Modern tools provide a variety of integration options for real-time notifications. Out of the box, popular orchestrators and monitoring platforms support Slack, email, SMS or incident management tools for alerts. The key is to wire up your data checks to these channels so that silent failures become loud. As one engineer put it, you’re not just monitoring pipelines you’re monitoring trust, so you want to know immediately when that trust might be compromised.
It’s also important to implement contextual alerting to avoid alert fatigue. Not every anomaly is equally urgent, and bombarding on-call engineers with dozens of minor alerts can be counterproductive. Observability best practices include enriching alerts with context.
In practice, achieving real-time alerting might involve a combination of systems: your pipeline orchestrator for catching job failures, a data quality framework for rule-based checks and an anomaly detection tool for statistical anomalies. By layering these, you get comprehensive coverage and timely alerts. Once alerts are in place, test them! Do fire drills or seed a fake anomaly to ensure the alerts go to the right channels and people, and that your team knows how to respond when the real ones hit.
Connecting Data Issues to Downstream Business Impact
Data observability isn’t just about tech metrics ultimately, it’s about protecting the business from data catastrophes. When something breaks in the data, there is often a direct downstream impact:
- Dashboards and reports can break or mislead. If a critical dashboard is showing wrong figures due to bad data, executives might make decisions on false premises. Or, as in our opening story, a broken dashboard in a meeting can erode leadership’s trust in the analytics. Data downtime has real costs in lost credibility and delayed decisions.
- Machine learning models can degrade. ML models are only as good as the data fed into them. If an input data feed drifts or contains a surge of nulls, model predictions can become inaccurate, harming user experiences or business outcomes. For example, an e-commerce recommendation model that wasn’t updated with the latest inventory data might suggest out-of-stock products, hurting sales. Observability helps catch those issues (like stale or weird input data) before the model’s performance tanks.
- Operational processes and compliance can be at risk. In industries like finance or healthcare, a data quality issue might mean incorrect regulatory reports or audit failures. One case study described a fintech company that caught schema/freshness anomalies in regulatory reporting data just in time, avoiding compliance penalties. The business impact of undetected errors here could be fines or legal trouble.
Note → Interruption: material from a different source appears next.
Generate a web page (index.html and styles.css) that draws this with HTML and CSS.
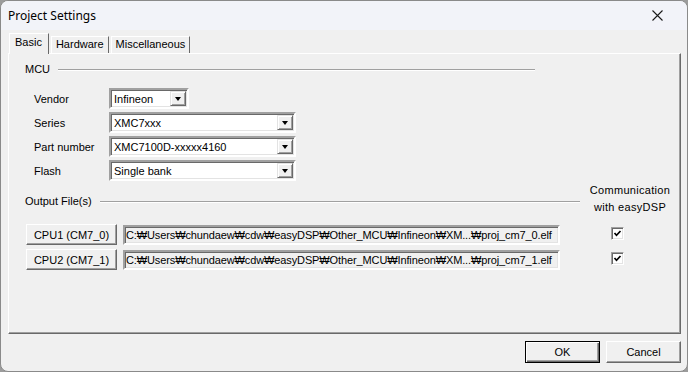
FILE: index.html
```html
<!DOCTYPE html>
<html lang="en">
<head>
  <meta charset="UTF-8" />
  <title>Project Settings</title>
  <link rel="stylesheet" href="styles.css">
</head>
<body>
  <div class="window">
    <!-- Title bar -->
    <div class="titlebar">
      <span class="title">Project Settings</span>
      <svg class="close" width="11" height="11" viewBox="0 0 11 11">
        <path d="M0.5 0.5 L10.5 10.5 M10.5 0.5 L0.5 10.5" stroke="#1a1a1a" stroke-width="1.1" fill="none"/>
      </svg>
    </div>

    <!-- Tabs -->
    <div class="tabs">
      <span class="tab active">Basic</span>
      <span class="tab">Hardware</span>
      <span class="tab">Miscellaneous</span>
    </div>

    <div class="panel">
      <!-- MCU group -->
      <div class="group-head mcu-head"><span>MCU</span><i class="rule"></i></div>
      <div class="mcu-grid">
        <span class="lbl">Vendor</span>
        <div class="combo short"><span>Infineon</span><b class="drop"></b></div>
        <span class="lbl">Series</span>
        <div class="combo"><span>XMC7xxx</span><b class="drop"></b></div>
        <span class="lbl">Part number</span>
        <div class="combo"><span>XMC7100D-xxxxx4160</span><b class="drop"></b></div>
        <span class="lbl">Flash</span>
        <div class="combo"><span>Single bank</span><b class="drop"></b></div>
      </div>

      <!-- Output files -->
      <div class="output">
        <div class="group-head out-head"><span>Output File(s)</span><i class="rule"></i></div>
        <div class="comm">Communication<br>with easyDSP</div>

        <button class="btn cpu">CPU1 (CM7_0)</button>
        <div class="path">C:₩Users₩chundaew₩cdw₩easyDSP₩Other_MCU₩Infineon₩XM...₩proj_cm7_0.elf</div>
        <span class="check"><svg width="9" height="9" viewBox="0 0 9 9"><path d="M1.5 4 L3.5 6.3 L7.5 2" stroke="#000" stroke-width="1.7" fill="none"/></svg></span>

        <button class="btn cpu">CPU2 (CM7_1)</button>
        <div class="path">C:₩Users₩chundaew₩cdw₩easyDSP₩Other_MCU₩Infineon₩XM...₩proj_cm7_1.elf</div>
        <span class="check"><svg width="9" height="9" viewBox="0 0 9 9"><path d="M1.5 4 L3.5 6.3 L7.5 2" stroke="#000" stroke-width="1.7" fill="none"/></svg></span>
      </div>
    </div>

    <!-- Dialog buttons -->
    <div class="footer">
      <button class="btn ok">OK</button>
      <button class="btn">Cancel</button>
    </div>
  </div>
</body>
</html>
```

FILE: styles.css
```css
/* Base */
*, *::before, *::after { box-sizing: border-box; }
body {
  margin: 0;
  background: #9c9c9c;
  font-family: "Liberation Sans", Arial, sans-serif;
  font-size: 11px;
  color: #000;
}

/* Window frame */
.window {
  width: 688px;
  height: 372px;
  border: 1px solid #8a8a8a;
  border-radius: 8px;
  background: #f0f0f0;
  overflow: hidden;
  display: flex;
  flex-direction: column;
}
.titlebar {
  height: 29px;
  flex: none;
  background: #f2f3f9;
  display: flex;
  align-items: center;
  justify-content: space-between;
  padding: 0 24px 0 7px;
}
.title {
  font-family: "Noto Sans", "Liberation Sans", sans-serif;
  font-size: 12px;
}
.close { margin-top: -1px; }

/* Tabs */
.tabs {
  height: 23px;
  flex: none;
  display: flex;
  align-items: flex-end;
  padding-left: 8px;
}
.tab {
  height: 17px;
  line-height: 15px;
  padding: 0 4px;
  border: 1px solid;
  border-color: #fff #696969 transparent #fff;
  border-bottom: none;
  margin-left: 2px;
}
.tab:first-child { margin-left: 0; }
.tab.active {
  height: 21px;
  line-height: 17px;
  padding: 0 6px 0 5px;
  margin-bottom: -1px;
  background: #f0f0f0;
  position: relative;
  z-index: 1;
}

/* Tab page */
.panel {
  height: 281px;
  flex: none;
  margin: 0 6px 0 7px;
  border: 1px solid;
  border-color: #fff #696969 #696969 #fff;
  box-shadow: inset -1px -1px #a0a0a0;
}

.group-head {
  display: flex;
  align-items: center;
  gap: 8px;
  height: 13px;
  line-height: 13px;
}
.group-head .rule {
  flex: 1;
  height: 2px;
  border-top: 1px solid #a0a0a0;
  border-bottom: 1px solid #fff;
  margin-top: 1px;
}
.mcu-head {
  width: 510px;
  margin: 9px 0 0 16px;
}

.mcu-grid {
  display: grid;
  grid-template-columns: 75px auto;
  grid-auto-rows: 21px;
  row-gap: 3px;
  align-items: center;
  justify-items: start;
  margin: 12px 0 0 25px;
}

/* Combo boxes */
.combo {
  width: 187px;
  height: 21px;
  background: #fff;
  border: 2px solid;
  border-color: #a0a0a0 #fff #fff #a0a0a0;
  box-shadow: inset 1px 1px #696969, inset -1px -1px #e3e3e3;
  display: flex;
  align-items: center;
  justify-content: space-between;
  padding: 1px 1px 1px 3px;
}
.combo.short { width: 80px; }
.drop {
  width: 16px;
  height: 15px;
  background: #f0f0f0;
  border: 1px solid;
  border-color: #e3e3e3 #696969 #696969 #e3e3e3;
  box-shadow: inset 1px 1px #fff, inset -1px -1px #a0a0a0;
  display: flex;
  align-items: center;
  justify-content: center;
}
.drop::after {
  content: "";
  border-left: 3.5px solid transparent;
  border-right: 3.5px solid transparent;
  border-top: 4px solid #000;
  margin-top: 1px;
}

/* Output files */
.output {
  display: grid;
  grid-template-columns: 91px 437px 1fr;
  column-gap: 6px;
  row-gap: 4px;
  align-items: center;
  margin: 1px 0 0 17px;
}
.out-head {
  grid-column: 1 / 3;
  margin: 0 -20px 0 -1px;
}
.comm {
  line-height: 17px;
  text-align: center;
  letter-spacing: 0.3px;
  margin: 0 0 4px 14px;
}

.btn {
  font: inherit;
  color: #000;
  background: #f0f0f0;
  border: 1px solid;
  border-color: #fff #696969 #696969 #fff;
  box-shadow: inset -1px -1px #a0a0a0;
  padding: 0;
  height: 21px;
}
.cpu { width: 91px; }

.path {
  height: 20px;
  line-height: 16px;
  padding: 0 1px;
  letter-spacing: -0.12px;
  border: 2px solid;
  border-color: #a0a0a0 #fff #fff #a0a0a0;
  box-shadow: inset 1px 1px #696969, inset -1px -1px #e3e3e3;
  white-space: nowrap;
  overflow: hidden;
}

.check {
  width: 13px;
  height: 13px;
  justify-self: start;
  margin: -2px 0 0 45px;
  background: #fff;
  border: 1px solid;
  border-color: #a0a0a0 #fff #fff #a0a0a0;
  box-shadow: inset 1px 1px #696969, inset -1px -1px #e3e3e3;
  display: flex;
  align-items: center;
  justify-content: center;
}

/* Footer */
.footer {
  display: flex;
  justify-content: flex-end;
  gap: 6px;
  padding: 7px 6px 0 0;
}
.footer .btn {
  width: 75px;
  height: 22px;
}
.btn.ok {
  border-color: #000;
  box-shadow: inset 1px 1px #fff, inset -1px -1px #696969, inset -2px -2px #a0a0a0;
}
```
To effectively tie data issues to business impact, leverage the lineage and impact analysis pillar of observability. When an anomaly is detected, lineage metadata can reveal which downstream assets depend on the affected data. This means you can quickly identify.
Another best practice is to quantify issues in business terms whenever possible. Instead of reporting “Null rate in Column ABC > 5%”, you might say “5% of customer records missing region data, impacting 3 dashboards.” This framing makes it clear which business areas are impacted (e.g. sales dashboard for Region performance) and prompts faster action. It also helps in post-incident review to estimate the cost of data incidents, reinforcing why investment in observability is needed (for example, X hours of data downtime might equate to Y dollars in missed opportunities).
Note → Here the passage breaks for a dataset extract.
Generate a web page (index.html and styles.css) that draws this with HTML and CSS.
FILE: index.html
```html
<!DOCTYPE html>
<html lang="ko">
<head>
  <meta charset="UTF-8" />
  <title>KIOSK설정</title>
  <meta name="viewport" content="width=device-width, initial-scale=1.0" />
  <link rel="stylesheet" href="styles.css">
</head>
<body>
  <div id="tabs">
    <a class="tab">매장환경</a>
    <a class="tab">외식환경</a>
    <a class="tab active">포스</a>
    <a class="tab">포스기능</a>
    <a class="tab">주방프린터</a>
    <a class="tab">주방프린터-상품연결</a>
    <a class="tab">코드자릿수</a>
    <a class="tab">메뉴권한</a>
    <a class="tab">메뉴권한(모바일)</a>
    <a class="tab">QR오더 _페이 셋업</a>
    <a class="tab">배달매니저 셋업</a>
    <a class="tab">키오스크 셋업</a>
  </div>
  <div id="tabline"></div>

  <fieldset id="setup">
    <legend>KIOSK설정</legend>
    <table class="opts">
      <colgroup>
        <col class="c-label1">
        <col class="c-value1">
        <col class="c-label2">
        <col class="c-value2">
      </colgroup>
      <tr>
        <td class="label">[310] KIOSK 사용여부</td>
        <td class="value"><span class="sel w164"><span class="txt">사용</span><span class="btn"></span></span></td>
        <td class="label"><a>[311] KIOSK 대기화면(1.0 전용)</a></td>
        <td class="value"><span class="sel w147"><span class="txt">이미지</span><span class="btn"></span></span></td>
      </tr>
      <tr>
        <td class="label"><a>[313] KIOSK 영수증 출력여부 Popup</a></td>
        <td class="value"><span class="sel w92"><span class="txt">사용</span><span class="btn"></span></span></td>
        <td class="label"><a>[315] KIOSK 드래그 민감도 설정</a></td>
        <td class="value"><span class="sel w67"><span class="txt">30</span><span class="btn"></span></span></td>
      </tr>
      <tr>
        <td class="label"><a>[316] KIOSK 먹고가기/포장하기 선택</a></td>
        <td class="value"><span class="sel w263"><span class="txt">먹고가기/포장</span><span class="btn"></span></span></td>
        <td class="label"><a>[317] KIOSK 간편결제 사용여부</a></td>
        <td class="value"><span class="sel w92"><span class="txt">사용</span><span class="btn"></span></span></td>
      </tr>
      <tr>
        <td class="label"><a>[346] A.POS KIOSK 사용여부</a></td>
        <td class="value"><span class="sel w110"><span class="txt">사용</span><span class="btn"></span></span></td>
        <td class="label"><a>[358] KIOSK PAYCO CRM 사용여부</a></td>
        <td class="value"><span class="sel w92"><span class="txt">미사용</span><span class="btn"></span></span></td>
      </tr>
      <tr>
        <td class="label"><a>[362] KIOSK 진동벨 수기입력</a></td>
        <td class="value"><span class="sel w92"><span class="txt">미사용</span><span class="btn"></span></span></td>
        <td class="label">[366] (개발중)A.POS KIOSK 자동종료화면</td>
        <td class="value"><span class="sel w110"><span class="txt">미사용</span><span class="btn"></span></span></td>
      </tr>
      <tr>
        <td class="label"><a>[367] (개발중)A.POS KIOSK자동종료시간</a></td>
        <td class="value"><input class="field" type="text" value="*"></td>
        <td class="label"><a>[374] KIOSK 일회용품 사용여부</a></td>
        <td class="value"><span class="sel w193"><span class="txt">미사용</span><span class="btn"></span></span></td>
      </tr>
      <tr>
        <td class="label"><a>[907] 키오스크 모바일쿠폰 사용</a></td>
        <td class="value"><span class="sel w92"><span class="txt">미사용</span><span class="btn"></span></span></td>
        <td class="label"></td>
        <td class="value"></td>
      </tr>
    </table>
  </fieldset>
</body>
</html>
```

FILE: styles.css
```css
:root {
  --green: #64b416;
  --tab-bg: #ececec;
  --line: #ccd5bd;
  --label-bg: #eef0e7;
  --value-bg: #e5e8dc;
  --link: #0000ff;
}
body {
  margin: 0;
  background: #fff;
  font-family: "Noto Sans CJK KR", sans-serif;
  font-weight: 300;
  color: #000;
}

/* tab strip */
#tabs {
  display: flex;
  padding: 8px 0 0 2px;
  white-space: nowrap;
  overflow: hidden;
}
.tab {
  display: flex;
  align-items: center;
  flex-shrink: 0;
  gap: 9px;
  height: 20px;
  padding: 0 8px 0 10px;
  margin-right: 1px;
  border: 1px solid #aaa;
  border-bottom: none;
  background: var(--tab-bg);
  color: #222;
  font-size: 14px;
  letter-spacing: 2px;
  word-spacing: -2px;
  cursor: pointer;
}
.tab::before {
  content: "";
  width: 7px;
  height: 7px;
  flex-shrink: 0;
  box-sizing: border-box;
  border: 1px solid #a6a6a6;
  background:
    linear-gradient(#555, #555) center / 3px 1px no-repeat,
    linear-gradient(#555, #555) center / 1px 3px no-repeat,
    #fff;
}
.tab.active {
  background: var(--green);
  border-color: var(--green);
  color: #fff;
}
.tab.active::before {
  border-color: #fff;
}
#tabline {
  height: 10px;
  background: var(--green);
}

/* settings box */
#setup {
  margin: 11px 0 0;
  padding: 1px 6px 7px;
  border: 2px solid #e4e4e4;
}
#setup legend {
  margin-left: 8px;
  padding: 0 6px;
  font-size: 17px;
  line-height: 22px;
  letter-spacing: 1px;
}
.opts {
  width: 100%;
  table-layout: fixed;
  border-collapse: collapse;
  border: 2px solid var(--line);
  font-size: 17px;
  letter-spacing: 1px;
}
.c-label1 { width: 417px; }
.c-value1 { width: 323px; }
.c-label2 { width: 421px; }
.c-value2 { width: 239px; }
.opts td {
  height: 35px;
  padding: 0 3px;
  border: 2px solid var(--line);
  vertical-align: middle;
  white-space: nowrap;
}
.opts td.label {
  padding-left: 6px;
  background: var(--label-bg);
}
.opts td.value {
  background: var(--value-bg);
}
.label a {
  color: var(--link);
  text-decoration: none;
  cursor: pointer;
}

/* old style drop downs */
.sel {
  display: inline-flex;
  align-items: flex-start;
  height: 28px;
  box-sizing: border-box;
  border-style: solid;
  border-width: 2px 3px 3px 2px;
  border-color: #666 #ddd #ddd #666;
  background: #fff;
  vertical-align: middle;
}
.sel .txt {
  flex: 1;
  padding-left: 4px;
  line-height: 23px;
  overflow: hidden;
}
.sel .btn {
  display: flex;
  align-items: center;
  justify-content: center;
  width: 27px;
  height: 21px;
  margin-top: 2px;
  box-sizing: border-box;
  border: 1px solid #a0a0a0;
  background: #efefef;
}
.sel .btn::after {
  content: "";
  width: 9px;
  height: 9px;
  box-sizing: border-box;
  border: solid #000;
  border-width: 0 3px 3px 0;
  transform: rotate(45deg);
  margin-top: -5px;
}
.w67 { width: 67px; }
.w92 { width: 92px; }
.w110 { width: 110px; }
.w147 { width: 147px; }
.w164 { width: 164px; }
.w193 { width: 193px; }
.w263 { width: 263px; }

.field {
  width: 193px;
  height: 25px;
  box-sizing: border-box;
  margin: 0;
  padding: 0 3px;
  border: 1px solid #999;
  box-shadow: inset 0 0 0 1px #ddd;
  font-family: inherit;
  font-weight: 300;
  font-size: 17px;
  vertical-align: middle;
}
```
In summary, always connect the dots from data quality to business quality. Data observability’s value is ultimately measured by preventing bad data from causing bad business outcomes. By reducing data downtime and catching errors early, you lower operational costs and protect revenue while maintaining stakeholder trust. Dashboards stay reliable, models stay accurate, and teams can confidently make data-driven decisions.
Tools and Techniques for Data Observability
Fortunately, you don’t have to build all of this from scratch. A growing ecosystem of tools and frameworks can help implement data observability practices:
- Data Observability Platforms: Full-stack solutions like Monte Carlo, Bigeye, Acceldata, and Sifflet provide end-to-end observability. They connect to your data stack and automatically monitor freshness, volume, schema, and distribution metrics using machine learning and rules. These platforms often include anomaly detection, data lineage, and automated root cause analysis out-of-the-box.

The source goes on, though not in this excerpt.